__WRITTEN PROBLEM__
Omit the pictures from the entries below and retype everything else exactly.

__ITEMS__
* Start *

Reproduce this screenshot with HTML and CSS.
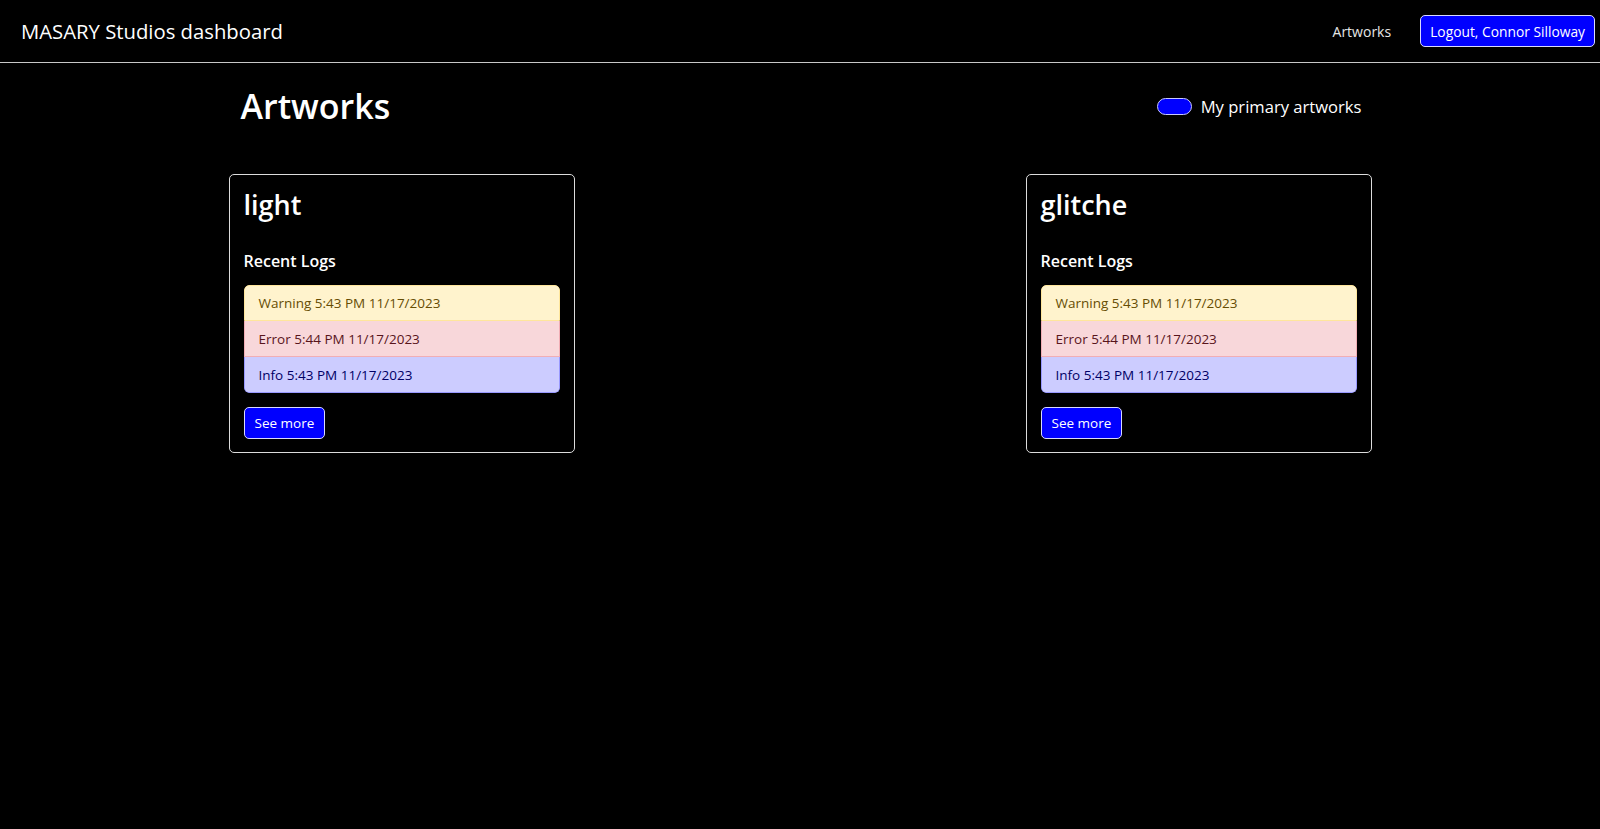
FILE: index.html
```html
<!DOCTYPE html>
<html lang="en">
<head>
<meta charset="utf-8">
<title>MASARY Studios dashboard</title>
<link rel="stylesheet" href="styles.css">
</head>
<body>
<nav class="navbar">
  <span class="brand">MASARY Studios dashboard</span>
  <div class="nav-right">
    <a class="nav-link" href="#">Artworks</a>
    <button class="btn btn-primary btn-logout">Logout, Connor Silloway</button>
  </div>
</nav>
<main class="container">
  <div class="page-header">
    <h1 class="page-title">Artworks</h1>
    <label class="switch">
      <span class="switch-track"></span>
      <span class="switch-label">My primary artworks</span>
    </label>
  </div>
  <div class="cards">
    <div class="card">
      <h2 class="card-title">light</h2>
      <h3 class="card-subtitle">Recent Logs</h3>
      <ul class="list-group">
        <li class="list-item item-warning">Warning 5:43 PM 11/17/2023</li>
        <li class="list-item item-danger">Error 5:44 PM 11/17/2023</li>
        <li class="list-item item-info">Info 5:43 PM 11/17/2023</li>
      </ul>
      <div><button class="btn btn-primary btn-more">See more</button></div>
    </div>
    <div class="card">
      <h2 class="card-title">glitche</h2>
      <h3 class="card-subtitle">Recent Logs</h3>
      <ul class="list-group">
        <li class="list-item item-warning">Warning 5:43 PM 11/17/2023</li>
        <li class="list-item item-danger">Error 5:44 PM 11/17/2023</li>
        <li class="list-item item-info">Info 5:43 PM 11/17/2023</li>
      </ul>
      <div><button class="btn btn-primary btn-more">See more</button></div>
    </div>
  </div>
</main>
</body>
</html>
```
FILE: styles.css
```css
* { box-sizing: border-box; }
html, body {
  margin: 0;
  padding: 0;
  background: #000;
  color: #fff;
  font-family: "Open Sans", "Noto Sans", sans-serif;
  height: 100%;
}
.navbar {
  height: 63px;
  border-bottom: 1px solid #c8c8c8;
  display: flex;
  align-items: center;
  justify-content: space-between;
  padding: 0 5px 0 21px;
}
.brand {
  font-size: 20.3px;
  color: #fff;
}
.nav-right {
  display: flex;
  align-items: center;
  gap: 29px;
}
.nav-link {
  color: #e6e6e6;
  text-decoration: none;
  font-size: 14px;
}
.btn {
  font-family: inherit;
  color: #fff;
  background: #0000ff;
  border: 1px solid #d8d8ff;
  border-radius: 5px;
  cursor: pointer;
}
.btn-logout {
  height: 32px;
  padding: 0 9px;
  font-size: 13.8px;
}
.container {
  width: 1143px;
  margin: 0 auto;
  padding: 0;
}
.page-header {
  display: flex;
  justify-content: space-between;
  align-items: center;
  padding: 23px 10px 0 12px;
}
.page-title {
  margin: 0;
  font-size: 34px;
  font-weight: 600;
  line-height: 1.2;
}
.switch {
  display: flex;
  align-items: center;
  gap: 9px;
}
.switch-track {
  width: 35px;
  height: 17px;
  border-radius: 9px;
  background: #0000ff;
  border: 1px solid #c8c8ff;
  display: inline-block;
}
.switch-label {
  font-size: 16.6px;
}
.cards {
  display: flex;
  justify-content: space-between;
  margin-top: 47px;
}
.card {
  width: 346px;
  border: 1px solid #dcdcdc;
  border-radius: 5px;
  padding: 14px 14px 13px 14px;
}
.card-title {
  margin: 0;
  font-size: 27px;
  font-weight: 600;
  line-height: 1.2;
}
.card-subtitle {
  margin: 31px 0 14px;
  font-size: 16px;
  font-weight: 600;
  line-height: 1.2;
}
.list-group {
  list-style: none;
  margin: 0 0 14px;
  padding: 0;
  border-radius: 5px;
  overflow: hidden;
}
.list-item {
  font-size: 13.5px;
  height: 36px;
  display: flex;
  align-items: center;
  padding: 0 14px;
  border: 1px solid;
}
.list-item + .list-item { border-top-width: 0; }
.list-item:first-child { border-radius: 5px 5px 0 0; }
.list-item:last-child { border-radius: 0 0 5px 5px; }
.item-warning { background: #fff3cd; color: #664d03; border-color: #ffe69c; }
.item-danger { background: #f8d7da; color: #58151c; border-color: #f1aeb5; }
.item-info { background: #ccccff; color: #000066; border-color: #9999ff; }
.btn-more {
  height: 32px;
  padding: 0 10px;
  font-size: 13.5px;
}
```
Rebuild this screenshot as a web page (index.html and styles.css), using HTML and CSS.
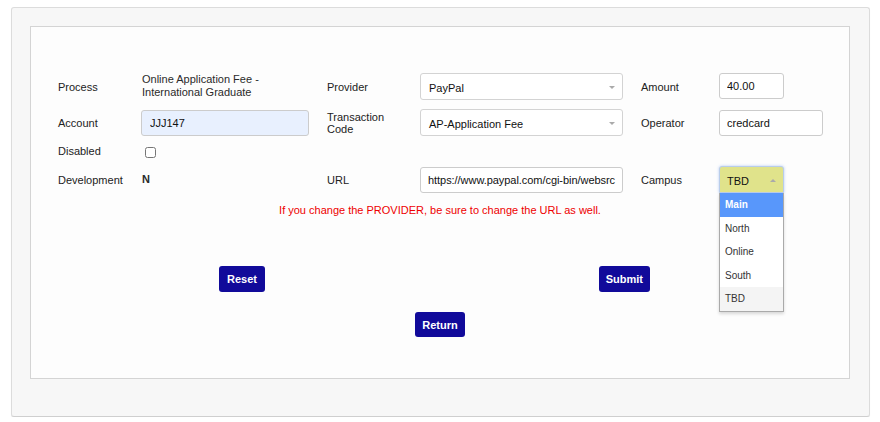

* End *

__SOLUTION FOR THIS PROBLEM__
Reproduce this screenshot with HTML and CSS.
FILE: index.html
```html
<!DOCTYPE html>
<html lang="en">
<head>
<meta charset="utf-8">
<title>MASARY Studios dashboard</title>
<link rel="stylesheet" href="styles.css">
</head>
<body>
<nav class="navbar">
  <span class="brand">MASARY Studios dashboard</span>
  <div class="nav-right">
    <a class="nav-link" href="#">Artworks</a>
    <button class="btn btn-primary btn-logout">Logout, Connor Silloway</button>
  </div>
</nav>
<main class="container">
  <div class="page-header">
    <h1 class="page-title">Artworks</h1>
    <label class="switch">
      <span class="switch-track"></span>
      <span class="switch-label">My primary artworks</span>
    </label>
  </div>
  <div class="cards">
    <div class="card">
      <h2 class="card-title">light</h2>
      <h3 class="card-subtitle">Recent Logs</h3>
      <ul class="list-group">
        <li class="list-item item-warning">Warning 5:43 PM 11/17/2023</li>
        <li class="list-item item-danger">Error 5:44 PM 11/17/2023</li>
        <li class="list-item item-info">Info 5:43 PM 11/17/2023</li>
      </ul>
      <div><button class="btn btn-primary btn-more">See more</button></div>
    </div>
    <div class="card">
      <h2 class="card-title">glitche</h2>
      <h3 class="card-subtitle">Recent Logs</h3>
      <ul class="list-group">
        <li class="list-item item-warning">Warning 5:43 PM 11/17/2023</li>
        <li class="list-item item-danger">Error 5:44 PM 11/17/2023</li>
        <li class="list-item item-info">Info 5:43 PM 11/17/2023</li>
      </ul>
      <div><button class="btn btn-primary btn-more">See more</button></div>
    </div>
  </div>
</main>
</body>
</html>
```
FILE: styles.css
```css
* { box-sizing: border-box; }
html, body {
  margin: 0;
  padding: 0;
  background: #000;
  color: #fff;
  font-family: "Open Sans", "Noto Sans", sans-serif;
  height: 100%;
}
.navbar {
  height: 63px;
  border-bottom: 1px solid #c8c8c8;
  display: flex;
  align-items: center;
  justify-content: space-between;
  padding: 0 5px 0 21px;
}
.brand {
  font-size: 20.3px;
  color: #fff;
}
.nav-right {
  display: flex;
  align-items: center;
  gap: 29px;
}
.nav-link {
  color: #e6e6e6;
  text-decoration: none;
  font-size: 14px;
}
.btn {
  font-family: inherit;
  color: #fff;
  background: #0000ff;
  border: 1px solid #d8d8ff;
  border-radius: 5px;
  cursor: pointer;
}
.btn-logout {
  height: 32px;
  padding: 0 9px;
  font-size: 13.8px;
}
.container {
  width: 1143px;
  margin: 0 auto;
  padding: 0;
}
.page-header {
  display: flex;
  justify-content: space-between;
  align-items: center;
  padding: 23px 10px 0 12px;
}
.page-title {
  margin: 0;
  font-size: 34px;
  font-weight: 600;
  line-height: 1.2;
}
.switch {
  display: flex;
  align-items: center;
  gap: 9px;
}
.switch-track {
  width: 35px;
  height: 17px;
  border-radius: 9px;
  background: #0000ff;
  border: 1px solid #c8c8ff;
  display: inline-block;
}
.switch-label {
  font-size: 16.6px;
}
.cards {
  display: flex;
  justify-content: space-between;
  margin-top: 47px;
}
.card {
  width: 346px;
  border: 1px solid #dcdcdc;
  border-radius: 5px;
  padding: 14px 14px 13px 14px;
}
.card-title {
  margin: 0;
  font-size: 27px;
  font-weight: 600;
  line-height: 1.2;
}
.card-subtitle {
  margin: 31px 0 14px;
  font-size: 16px;
  font-weight: 600;
  line-height: 1.2;
}
.list-group {
  list-style: none;
  margin: 0 0 14px;
  padding: 0;
  border-radius: 5px;
  overflow: hidden;
}
.list-item {
  font-size: 13.5px;
  height: 36px;
  display: flex;
  align-items: center;
  padding: 0 14px;
  border: 1px solid;
}
.list-item + .list-item { border-top-width: 0; }
.list-item:first-child { border-radius: 5px 5px 0 0; }
.list-item:last-child { border-radius: 0 0 5px 5px; }
.item-warning { background: #fff3cd; color: #664d03; border-color: #ffe69c; }
.item-danger { background: #f8d7da; color: #58151c; border-color: #f1aeb5; }
.item-info { background: #ccccff; color: #000066; border-color: #9999ff; }
.btn-more {
  height: 32px;
  padding: 0 10px;
  font-size: 13.5px;
}
```
Rebuild this screenshot as a web page (index.html and styles.css), using HTML and CSS.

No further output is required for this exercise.